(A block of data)
>>>>
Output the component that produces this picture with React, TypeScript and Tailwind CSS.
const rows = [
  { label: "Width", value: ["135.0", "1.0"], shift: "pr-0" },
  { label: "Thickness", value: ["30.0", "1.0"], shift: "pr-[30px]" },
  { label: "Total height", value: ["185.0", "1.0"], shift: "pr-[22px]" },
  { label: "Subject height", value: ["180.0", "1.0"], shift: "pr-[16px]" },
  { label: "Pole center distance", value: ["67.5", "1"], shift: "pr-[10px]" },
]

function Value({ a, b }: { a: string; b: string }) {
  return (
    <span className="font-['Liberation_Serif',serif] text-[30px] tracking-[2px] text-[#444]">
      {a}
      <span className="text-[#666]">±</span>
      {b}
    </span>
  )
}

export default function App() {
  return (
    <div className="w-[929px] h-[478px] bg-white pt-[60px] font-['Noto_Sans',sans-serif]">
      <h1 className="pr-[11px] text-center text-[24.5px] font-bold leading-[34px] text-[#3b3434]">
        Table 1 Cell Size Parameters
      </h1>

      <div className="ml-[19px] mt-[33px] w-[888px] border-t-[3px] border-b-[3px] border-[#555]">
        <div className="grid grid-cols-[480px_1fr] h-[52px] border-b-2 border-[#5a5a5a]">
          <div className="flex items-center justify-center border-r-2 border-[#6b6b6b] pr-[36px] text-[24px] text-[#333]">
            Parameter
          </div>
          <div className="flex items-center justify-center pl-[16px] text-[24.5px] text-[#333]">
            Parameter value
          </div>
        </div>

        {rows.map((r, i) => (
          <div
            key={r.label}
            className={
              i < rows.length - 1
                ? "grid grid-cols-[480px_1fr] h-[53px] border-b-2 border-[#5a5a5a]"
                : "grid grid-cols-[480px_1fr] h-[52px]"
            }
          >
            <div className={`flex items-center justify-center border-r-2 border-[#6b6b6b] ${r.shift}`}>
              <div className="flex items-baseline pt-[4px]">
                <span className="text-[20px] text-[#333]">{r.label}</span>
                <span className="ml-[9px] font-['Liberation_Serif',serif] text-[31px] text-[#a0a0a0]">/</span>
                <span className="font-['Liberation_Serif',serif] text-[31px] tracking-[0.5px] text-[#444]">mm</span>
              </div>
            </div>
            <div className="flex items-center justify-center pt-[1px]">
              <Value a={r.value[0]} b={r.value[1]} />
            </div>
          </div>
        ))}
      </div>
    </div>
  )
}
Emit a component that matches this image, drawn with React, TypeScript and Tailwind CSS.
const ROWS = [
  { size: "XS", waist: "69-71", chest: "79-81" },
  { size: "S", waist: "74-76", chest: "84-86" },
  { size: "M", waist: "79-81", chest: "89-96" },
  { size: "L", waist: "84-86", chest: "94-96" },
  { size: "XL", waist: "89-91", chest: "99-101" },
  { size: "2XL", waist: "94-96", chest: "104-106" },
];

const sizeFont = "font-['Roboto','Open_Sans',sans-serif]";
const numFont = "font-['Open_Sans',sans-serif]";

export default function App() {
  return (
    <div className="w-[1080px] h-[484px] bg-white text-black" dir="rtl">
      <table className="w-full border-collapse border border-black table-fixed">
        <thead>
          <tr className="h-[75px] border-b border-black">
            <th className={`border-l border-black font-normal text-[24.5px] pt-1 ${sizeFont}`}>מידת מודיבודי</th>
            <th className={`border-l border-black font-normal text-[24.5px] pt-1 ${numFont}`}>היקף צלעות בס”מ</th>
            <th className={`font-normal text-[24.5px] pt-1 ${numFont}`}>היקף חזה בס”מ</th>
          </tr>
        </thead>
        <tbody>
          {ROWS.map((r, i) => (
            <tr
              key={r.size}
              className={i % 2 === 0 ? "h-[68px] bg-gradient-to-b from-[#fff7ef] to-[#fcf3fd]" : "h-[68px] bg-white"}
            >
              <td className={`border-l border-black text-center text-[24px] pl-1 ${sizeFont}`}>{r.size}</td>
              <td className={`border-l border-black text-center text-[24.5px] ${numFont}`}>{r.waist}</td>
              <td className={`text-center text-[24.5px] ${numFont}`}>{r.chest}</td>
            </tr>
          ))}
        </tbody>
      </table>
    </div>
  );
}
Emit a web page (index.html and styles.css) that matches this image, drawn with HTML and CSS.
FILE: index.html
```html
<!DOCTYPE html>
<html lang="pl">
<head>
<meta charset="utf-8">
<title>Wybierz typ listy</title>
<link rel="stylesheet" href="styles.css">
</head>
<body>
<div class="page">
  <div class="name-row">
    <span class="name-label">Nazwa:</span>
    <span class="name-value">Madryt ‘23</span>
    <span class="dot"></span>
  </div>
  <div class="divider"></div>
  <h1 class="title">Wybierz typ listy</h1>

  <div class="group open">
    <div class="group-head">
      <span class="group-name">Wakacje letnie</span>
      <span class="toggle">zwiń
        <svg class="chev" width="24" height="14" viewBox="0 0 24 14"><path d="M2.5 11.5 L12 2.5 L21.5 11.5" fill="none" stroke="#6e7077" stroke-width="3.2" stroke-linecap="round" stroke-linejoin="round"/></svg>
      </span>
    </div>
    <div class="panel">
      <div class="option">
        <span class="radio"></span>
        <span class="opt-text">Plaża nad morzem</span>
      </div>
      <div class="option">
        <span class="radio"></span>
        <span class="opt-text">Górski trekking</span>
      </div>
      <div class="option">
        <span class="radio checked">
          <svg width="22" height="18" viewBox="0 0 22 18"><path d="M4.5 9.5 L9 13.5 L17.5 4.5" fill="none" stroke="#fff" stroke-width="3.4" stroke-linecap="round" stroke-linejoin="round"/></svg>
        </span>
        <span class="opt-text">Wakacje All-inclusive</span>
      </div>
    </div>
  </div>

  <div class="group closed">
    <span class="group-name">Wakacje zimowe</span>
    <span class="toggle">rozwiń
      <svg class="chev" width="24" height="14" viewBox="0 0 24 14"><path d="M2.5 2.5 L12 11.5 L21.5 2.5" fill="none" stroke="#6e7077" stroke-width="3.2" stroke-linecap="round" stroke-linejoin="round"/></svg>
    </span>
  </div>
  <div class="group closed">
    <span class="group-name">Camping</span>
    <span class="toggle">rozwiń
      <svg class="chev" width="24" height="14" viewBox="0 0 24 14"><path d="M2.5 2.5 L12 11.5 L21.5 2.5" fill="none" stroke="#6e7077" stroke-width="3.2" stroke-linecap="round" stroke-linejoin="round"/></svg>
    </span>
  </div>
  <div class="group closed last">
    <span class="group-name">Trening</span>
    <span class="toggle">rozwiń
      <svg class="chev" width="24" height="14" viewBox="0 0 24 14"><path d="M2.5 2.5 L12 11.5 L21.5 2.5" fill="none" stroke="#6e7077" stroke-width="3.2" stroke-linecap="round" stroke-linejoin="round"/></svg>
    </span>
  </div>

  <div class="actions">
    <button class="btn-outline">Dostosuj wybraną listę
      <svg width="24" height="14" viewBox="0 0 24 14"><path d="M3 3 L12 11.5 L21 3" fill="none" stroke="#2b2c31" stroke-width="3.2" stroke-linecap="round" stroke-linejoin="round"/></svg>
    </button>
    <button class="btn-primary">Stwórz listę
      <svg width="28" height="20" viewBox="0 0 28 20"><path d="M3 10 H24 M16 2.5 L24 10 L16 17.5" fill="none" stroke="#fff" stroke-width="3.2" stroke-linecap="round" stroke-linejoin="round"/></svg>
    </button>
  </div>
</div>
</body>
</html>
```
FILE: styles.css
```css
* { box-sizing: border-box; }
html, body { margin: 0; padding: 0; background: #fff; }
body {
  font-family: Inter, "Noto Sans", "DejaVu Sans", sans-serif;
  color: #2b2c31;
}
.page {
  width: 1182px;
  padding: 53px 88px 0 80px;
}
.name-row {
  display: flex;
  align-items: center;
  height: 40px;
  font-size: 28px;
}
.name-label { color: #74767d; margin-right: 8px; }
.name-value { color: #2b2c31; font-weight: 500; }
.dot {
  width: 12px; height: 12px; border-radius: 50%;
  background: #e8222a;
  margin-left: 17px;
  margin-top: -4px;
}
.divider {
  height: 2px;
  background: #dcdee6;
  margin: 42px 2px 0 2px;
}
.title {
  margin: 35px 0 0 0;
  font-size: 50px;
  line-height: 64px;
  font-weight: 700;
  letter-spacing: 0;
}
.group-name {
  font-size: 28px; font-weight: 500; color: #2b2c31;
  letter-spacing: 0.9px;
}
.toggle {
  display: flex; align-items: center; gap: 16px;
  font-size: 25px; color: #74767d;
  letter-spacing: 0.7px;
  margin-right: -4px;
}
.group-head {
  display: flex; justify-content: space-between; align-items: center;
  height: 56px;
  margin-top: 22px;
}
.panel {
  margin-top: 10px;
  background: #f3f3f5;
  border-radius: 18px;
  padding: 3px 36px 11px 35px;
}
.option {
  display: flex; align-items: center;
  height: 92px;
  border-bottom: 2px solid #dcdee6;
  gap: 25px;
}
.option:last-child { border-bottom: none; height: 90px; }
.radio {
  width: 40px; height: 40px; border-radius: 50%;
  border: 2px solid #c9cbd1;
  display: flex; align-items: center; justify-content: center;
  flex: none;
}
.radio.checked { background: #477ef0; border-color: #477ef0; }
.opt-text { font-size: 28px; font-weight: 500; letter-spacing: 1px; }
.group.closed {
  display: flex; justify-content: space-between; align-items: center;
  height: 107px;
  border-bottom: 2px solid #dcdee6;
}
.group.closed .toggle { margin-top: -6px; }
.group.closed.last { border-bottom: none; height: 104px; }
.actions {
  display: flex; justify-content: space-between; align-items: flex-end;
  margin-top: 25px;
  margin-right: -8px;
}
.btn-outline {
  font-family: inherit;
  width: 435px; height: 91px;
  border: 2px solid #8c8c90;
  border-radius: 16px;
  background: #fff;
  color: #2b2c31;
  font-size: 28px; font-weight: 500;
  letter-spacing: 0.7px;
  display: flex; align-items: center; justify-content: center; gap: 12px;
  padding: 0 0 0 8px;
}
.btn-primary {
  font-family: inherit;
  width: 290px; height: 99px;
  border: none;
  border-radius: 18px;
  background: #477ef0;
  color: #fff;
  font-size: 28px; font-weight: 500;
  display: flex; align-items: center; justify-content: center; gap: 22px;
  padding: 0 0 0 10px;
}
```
<<<<
Give only the number of lines in the data that hold the string "React".

### Correct answer
2